§ **MATERIAL**
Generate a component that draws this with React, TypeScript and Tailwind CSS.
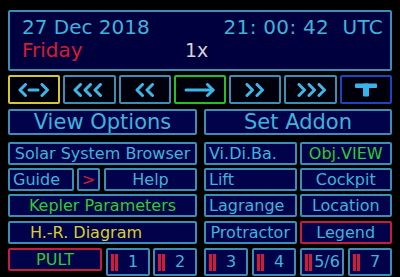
import type { ReactNode } from 'react';

const font = "font-['DejaVu_Sans',sans-serif]";
const cyanBorder = 'border-[#3b8fb6]';
const redBorder = 'border-[#c41e3a]';

const Box = ({ className = '', children }: { className?: string; children?: ReactNode }) => (
  <div className={`flex h-full items-center rounded-[2px] border-2 bg-[#02024a] leading-none ${className}`}>
    {children}
  </div>
);

const Num = ({ n }: { n: string }) => (
  <div className={`flex h-full items-center rounded-[2px] border-2 ${cyanBorder} bg-[#02024a] pl-[3px]`}>
    <div className="flex h-[17px] gap-[1px]">
      <span className="w-[3px] bg-[#d01c38]" />
      <span className="w-[3px] bg-[#d01c38]" />
    </div>
    <span className="flex-1 text-center text-[#3db4dc]">{n}</span>
  </div>
);

// left-pointing chevron at x offset
const ChevL = ({ x }: { x: number }) => (
  <polyline points={`${x + 7.5},1.5 ${x + 2},7 ${x + 7.5},12.5`} />
);
const ChevR = ({ x }: { x: number }) => (
  <polyline points={`${x + 2},1.5 ${x + 7.5},7 ${x + 2},12.5`} />
);

const Icon = ({ w, children }: { w: number; children: ReactNode }) => (
  <svg
    width={w}
    height="14"
    viewBox={`0 0 ${w} 14`}
    fill="none"
    stroke="#3db8e6"
    strokeWidth="3"
    strokeLinecap="round"
    strokeLinejoin="round"
  >
    {children}
  </svg>
);

const NavBtn = ({ className, children }: { className: string; children: ReactNode }) => (
  <div className={`flex items-center justify-center rounded-[2px] border-2 bg-[#00000c] ${className}`}>
    {children}
  </div>
);

export default function App() {
  return (
    <div className={`flex h-[277px] w-[400px] flex-col bg-black pl-[8px] pr-[8px] pt-[10px] ${font}`}>
      {/* clock panel */}
      <div className={`h-[61px] rounded-[2px] border-2 ${cyanBorder} bg-[#00003e] pl-[12px] pr-[7px] pt-[4px] text-[20px] leading-[23px]`}>
        <div className="flex justify-between text-[#3db4dc]">
          <span>27 Dec 2018</span>
          <span className="whitespace-pre tracking-[0.3px]">21: 00: 42  UTC</span>
        </div>
        <div className="flex">
          <span className="w-[163px] text-[#d41e30]">Friday</span>
          <span className="text-[19px] text-[#d4d4d4]">1x</span>
        </div>
      </div>

      {/* time controls */}
      <div className="mt-[4px] grid h-[29px] grid-cols-7 gap-[3px]">
        <NavBtn className="border-[#d6c82c]">
          <Icon w={32}>
            <ChevL x={0} />
            <line x1="11" y1="7" x2="20" y2="7" />
            <ChevR x={22} />
          </Icon>
        </NavBtn>
        <NavBtn className={cyanBorder}>
          <Icon w={32}>
            <ChevL x={0} />
            <ChevL x={10} />
            <ChevL x={20} />
          </Icon>
        </NavBtn>
        <NavBtn className={cyanBorder}>
          <Icon w={22}>
            <ChevL x={1} />
            <ChevL x={11} />
          </Icon>
        </NavBtn>
        <NavBtn className="border-[#24c024]">
          <Icon w={32}>
            <line x1="2" y1="7" x2="29" y2="7" />
            <polyline points="23.5,1.5 29,7 23.5,12.5" />
          </Icon>
        </NavBtn>
        <NavBtn className={cyanBorder}>
          <Icon w={22}>
            <ChevR x={1} />
            <ChevR x={11} />
          </Icon>
        </NavBtn>
        <NavBtn className={cyanBorder}>
          <Icon w={32}>
            <ChevR x={2} />
            <ChevR x={12} />
            <ChevR x={22} />
          </Icon>
        </NavBtn>
        <NavBtn className="border-[#1c44c8]">
          <svg width="22" height="14" viewBox="0 0 22 14">
            <rect x="0" y="0.5" width="22" height="4.5" rx="1" fill="#36b4ec" />
            <rect x="8" y="0.5" width="6" height="13" rx="1" fill="#36b4ec" />
          </svg>
        </NavBtn>
      </div>

      {/* main menu */}
      <div className="mt-[5px] flex h-[26px] gap-[7px] text-[21px] text-[#3db4dc]">
        <Box className={`w-[189px] justify-center ${cyanBorder}`}>View Options</Box>
        <Box className={`flex-1 justify-center ${cyanBorder}`}>Set Addon</Box>
      </div>

      <div className="mt-[7px] flex flex-col text-[16px] text-[#3db4dc]">
        <div className="flex h-[23px] gap-[7px]">
          <Box className={`w-[189px] justify-center ${cyanBorder}`}>Solar System Browser</Box>
          <div className="grid flex-1 grid-cols-2 gap-[3px]">
            <Box className={`pl-[3px] ${cyanBorder}`}>Vi.Di.Ba.</Box>
            <Box className={`justify-center text-[#2fcc2f] ${cyanBorder}`}>Obj.VIEW</Box>
          </div>
        </div>

        <div className="mt-[3px] flex h-[23px] gap-[7px]">
          <div className="flex w-[189px] gap-[3px]">
            <Box className={`w-[66px] pl-[3px] ${cyanBorder}`}>Guide</Box>
            <Box className={`w-[23px] justify-center text-[#d41e36] ${cyanBorder}`}>&gt;</Box>
            <Box className={`ml-[1px] flex-1 justify-center ${cyanBorder}`}>Help</Box>
          </div>
          <div className="grid flex-1 grid-cols-2 gap-[3px]">
            <Box className={`pl-[3px] ${cyanBorder}`}>Lift</Box>
            <Box className={`justify-center ${cyanBorder}`}>Cockpit</Box>
          </div>
        </div>

        <div className="mt-[3px] flex h-[23px] gap-[7px]">
          <Box className={`w-[189px] justify-center text-[#2fcc2f] ${cyanBorder}`}>Kepler Parameters</Box>
          <div className="grid flex-1 grid-cols-2 gap-[3px]">
            <Box className={`pl-[3px] ${cyanBorder}`}>Lagrange</Box>
            <Box className={`justify-center ${cyanBorder}`}>Location</Box>
          </div>
        </div>

        <div className="mt-[4px] flex h-[23px] gap-[7px]">
          <Box className={`w-[189px] pl-[20px] text-[#d6cf2e] ${cyanBorder}`}>H.-R. Diagram</Box>
          <div className="grid flex-1 grid-cols-2 gap-[3px]">
            <Box className={`justify-center ${cyanBorder}`}>Protractor</Box>
            <Box className={`justify-center ${redBorder}`}>Legend</Box>
          </div>
        </div>

        <div className="mt-[4px] flex h-[23px] gap-[7px]">
          <div className="flex w-[189px] gap-[4px]">
            <Box className={`w-[94px] justify-center text-[#2fcc2f] ${redBorder}`}>PULT</Box>
            <div className="grid flex-1 grid-cols-2 gap-[3px]">
              <Num n="1" />
              <Num n="2" />
            </div>
          </div>
          <div className="grid flex-1 grid-cols-4 gap-[4px]">
            <Num n="3" />
            <Num n="4" />
            <Num n="5/6" />
            <Num n="7" />
          </div>
        </div>
      </div>
    </div>
  );
}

§ **EXERCISE INSTRUCTIONS**
Print the whole listing above once more, word for word, without its pictures.

§ **SOLUTION TO THIS TASK**
Generate a component that draws this with React, TypeScript and Tailwind CSS.
import type { ReactNode } from 'react';

const font = "font-['DejaVu_Sans',sans-serif]";
const cyanBorder = 'border-[#3b8fb6]';
const redBorder = 'border-[#c41e3a]';

const Box = ({ className = '', children }: { className?: string; children?: ReactNode }) => (
  <div className={`flex h-full items-center rounded-[2px] border-2 bg-[#02024a] leading-none ${className}`}>
    {children}
  </div>
);

const Num = ({ n }: { n: string }) => (
  <div className={`flex h-full items-center rounded-[2px] border-2 ${cyanBorder} bg-[#02024a] pl-[3px]`}>
    <div className="flex h-[17px] gap-[1px]">
      <span className="w-[3px] bg-[#d01c38]" />
      <span className="w-[3px] bg-[#d01c38]" />
    </div>
    <span className="flex-1 text-center text-[#3db4dc]">{n}</span>
  </div>
);

// left-pointing chevron at x offset
const ChevL = ({ x }: { x: number }) => (
  <polyline points={`${x + 7.5},1.5 ${x + 2},7 ${x + 7.5},12.5`} />
);
const ChevR = ({ x }: { x: number }) => (
  <polyline points={`${x + 2},1.5 ${x + 7.5},7 ${x + 2},12.5`} />
);

const Icon = ({ w, children }: { w: number; children: ReactNode }) => (
  <svg
    width={w}
    height="14"
    viewBox={`0 0 ${w} 14`}
    fill="none"
    stroke="#3db8e6"
    strokeWidth="3"
    strokeLinecap="round"
    strokeLinejoin="round"
  >
    {children}
  </svg>
);

const NavBtn = ({ className, children }: { className: string; children: ReactNode }) => (
  <div className={`flex items-center justify-center rounded-[2px] border-2 bg-[#00000c] ${className}`}>
    {children}
  </div>
);

export default function App() {
  return (
    <div className={`flex h-[277px] w-[400px] flex-col bg-black pl-[8px] pr-[8px] pt-[10px] ${font}`}>
      {/* clock panel */}
      <div className={`h-[61px] rounded-[2px] border-2 ${cyanBorder} bg-[#00003e] pl-[12px] pr-[7px] pt-[4px] text-[20px] leading-[23px]`}>
        <div className="flex justify-between text-[#3db4dc]">
          <span>27 Dec 2018</span>
          <span className="whitespace-pre tracking-[0.3px]">21: 00: 42  UTC</span>
        </div>
        <div className="flex">
          <span className="w-[163px] text-[#d41e30]">Friday</span>
          <span className="text-[19px] text-[#d4d4d4]">1x</span>
        </div>
      </div>

      {/* time controls */}
      <div className="mt-[4px] grid h-[29px] grid-cols-7 gap-[3px]">
        <NavBtn className="border-[#d6c82c]">
          <Icon w={32}>
            <ChevL x={0} />
            <line x1="11" y1="7" x2="20" y2="7" />
            <ChevR x={22} />
          </Icon>
        </NavBtn>
        <NavBtn className={cyanBorder}>
          <Icon w={32}>
            <ChevL x={0} />
            <ChevL x={10} />
            <ChevL x={20} />
          </Icon>
        </NavBtn>
        <NavBtn className={cyanBorder}>
          <Icon w={22}>
            <ChevL x={1} />
            <ChevL x={11} />
          </Icon>
        </NavBtn>
        <NavBtn className="border-[#24c024]">
          <Icon w={32}>
            <line x1="2" y1="7" x2="29" y2="7" />
            <polyline points="23.5,1.5 29,7 23.5,12.5" />
          </Icon>
        </NavBtn>
        <NavBtn className={cyanBorder}>
          <Icon w={22}>
            <ChevR x={1} />
            <ChevR x={11} />
          </Icon>
        </NavBtn>
        <NavBtn className={cyanBorder}>
          <Icon w={32}>
            <ChevR x={2} />
            <ChevR x={12} />
            <ChevR x={22} />
          </Icon>
        </NavBtn>
        <NavBtn className="border-[#1c44c8]">
          <svg width="22" height="14" viewBox="0 0 22 14">
            <rect x="0" y="0.5" width="22" height="4.5" rx="1" fill="#36b4ec" />
            <rect x="8" y="0.5" width="6" height="13" rx="1" fill="#36b4ec" />
          </svg>
        </NavBtn>
      </div>

      {/* main menu */}
      <div className="mt-[5px] flex h-[26px] gap-[7px] text-[21px] text-[#3db4dc]">
        <Box className={`w-[189px] justify-center ${cyanBorder}`}>View Options</Box>
        <Box className={`flex-1 justify-center ${cyanBorder}`}>Set Addon</Box>
      </div>

      <div className="mt-[7px] flex flex-col text-[16px] text-[#3db4dc]">
        <div className="flex h-[23px] gap-[7px]">
          <Box className={`w-[189px] justify-center ${cyanBorder}`}>Solar System Browser</Box>
          <div className="grid flex-1 grid-cols-2 gap-[3px]">
            <Box className={`pl-[3px] ${cyanBorder}`}>Vi.Di.Ba.</Box>
            <Box className={`justify-center text-[#2fcc2f] ${cyanBorder}`}>Obj.VIEW</Box>
          </div>
        </div>

        <div className="mt-[3px] flex h-[23px] gap-[7px]">
          <div className="flex w-[189px] gap-[3px]">
            <Box className={`w-[66px] pl-[3px] ${cyanBorder}`}>Guide</Box>
            <Box className={`w-[23px] justify-center text-[#d41e36] ${cyanBorder}`}>&gt;</Box>
            <Box className={`ml-[1px] flex-1 justify-center ${cyanBorder}`}>Help</Box>
          </div>
          <div className="grid flex-1 grid-cols-2 gap-[3px]">
            <Box className={`pl-[3px] ${cyanBorder}`}>Lift</Box>
            <Box className={`justify-center ${cyanBorder}`}>Cockpit</Box>
          </div>
        </div>

        <div className="mt-[3px] flex h-[23px] gap-[7px]">
          <Box className={`w-[189px] justify-center text-[#2fcc2f] ${cyanBorder}`}>Kepler Parameters</Box>
          <div className="grid flex-1 grid-cols-2 gap-[3px]">
            <Box className={`pl-[3px] ${cyanBorder}`}>Lagrange</Box>
            <Box className={`justify-center ${cyanBorder}`}>Location</Box>
          </div>
        </div>

        <div className="mt-[4px] flex h-[23px] gap-[7px]">
          <Box className={`w-[189px] pl-[20px] text-[#d6cf2e] ${cyanBorder}`}>H.-R. Diagram</Box>
          <div className="grid flex-1 grid-cols-2 gap-[3px]">
            <Box className={`justify-center ${cyanBorder}`}>Protractor</Box>
            <Box className={`justify-center ${redBorder}`}>Legend</Box>
          </div>
        </div>

        <div className="mt-[4px] flex h-[23px] gap-[7px]">
          <div className="flex w-[189px] gap-[4px]">
            <Box className={`w-[94px] justify-center text-[#2fcc2f] ${redBorder}`}>PULT</Box>
            <div className="grid flex-1 grid-cols-2 gap-[3px]">
              <Num n="1" />
              <Num n="2" />
            </div>
          </div>
          <div className="grid flex-1 grid-cols-4 gap-[4px]">
            <Num n="3" />
            <Num n="4" />
            <Num n="5/6" />
            <Num n="7" />
          </div>
        </div>
      </div>
    </div>
  );
}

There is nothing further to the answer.